机制化数据溯源:可解释性大模型单元的训源追踪
Mechanistic Data Attribution: Tracing the Training Origins of Interpretable LLM Units
January 29, 2026
作者: Jianhui Chen, Yuzhang Luo, Liangming Pan
cs.AI
摘要
尽管机械可解释性研究已在大型语言模型中发现可解释电路,但其在训练数据中的因果起源仍不明确。我们提出机械数据归因(MDA)框架,该可扩展方法利用影响函数将可解释单元溯源至特定训练样本。通过对Pythia模型系列的广泛实验,我们因果验证了目标干预——移除或增强少量高影响力样本——能显著调控可解释注意力头的形成,而随机干预则无此效果。分析表明,重复性结构化数据(如LaTeX、XML)发挥着机械催化剂作用。此外,针对归纳头形成的干预会同步改变模型的上下文学习能力,这为归纳头与上下文学习功能关联的长期假说提供了直接因果证据。最后,我们提出一种机械数据增强流程,能持续加速不同规模模型的电路收敛,为引导大语言模型发展轨迹提供了原理性方法。
English
While Mechanistic Interpretability has identified interpretable circuits in LLMs, their causal origins in training data remain elusive.
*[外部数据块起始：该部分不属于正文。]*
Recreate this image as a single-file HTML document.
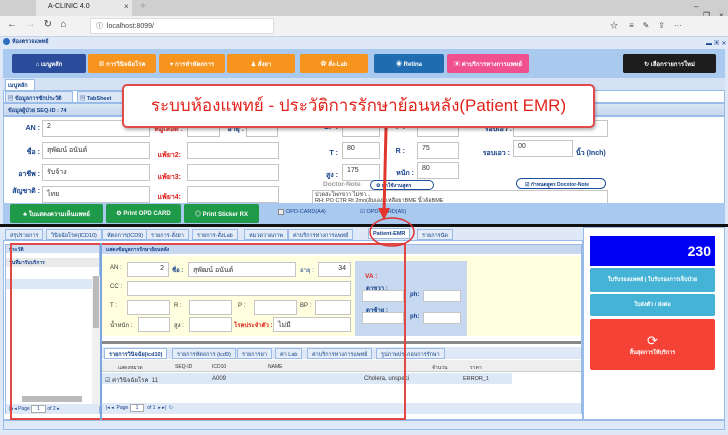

We introduce Mechanistic Data Attribution (MDA), a scalable framework that employs Influence Functions to trace interpretable units back to specific training samples. Through extensive experiments on the Pythia family, we causally validate that targeted intervention--removing or augmenting a small fraction of high-influence samples--significantly modulates the emergence of interpretable heads, whereas random interventions show no effect. Our analysis reveals that repetitive structural data (e.g., LaTeX, XML) acts as a mechanistic catalyst. Furthermore, we observe that interventions targeting induction head formation induce a concurrent change in the model's in-context learning (ICL) capability. This provides direct causal evidence for the long-standing hypothesis regarding the functional link between induction heads and ICL. Finally, we propose a mechanistic data augmentation pipeline that consistently accelerates circuit convergence across model scales, providing a principled methodology for steering the developmental trajectories of LLMs.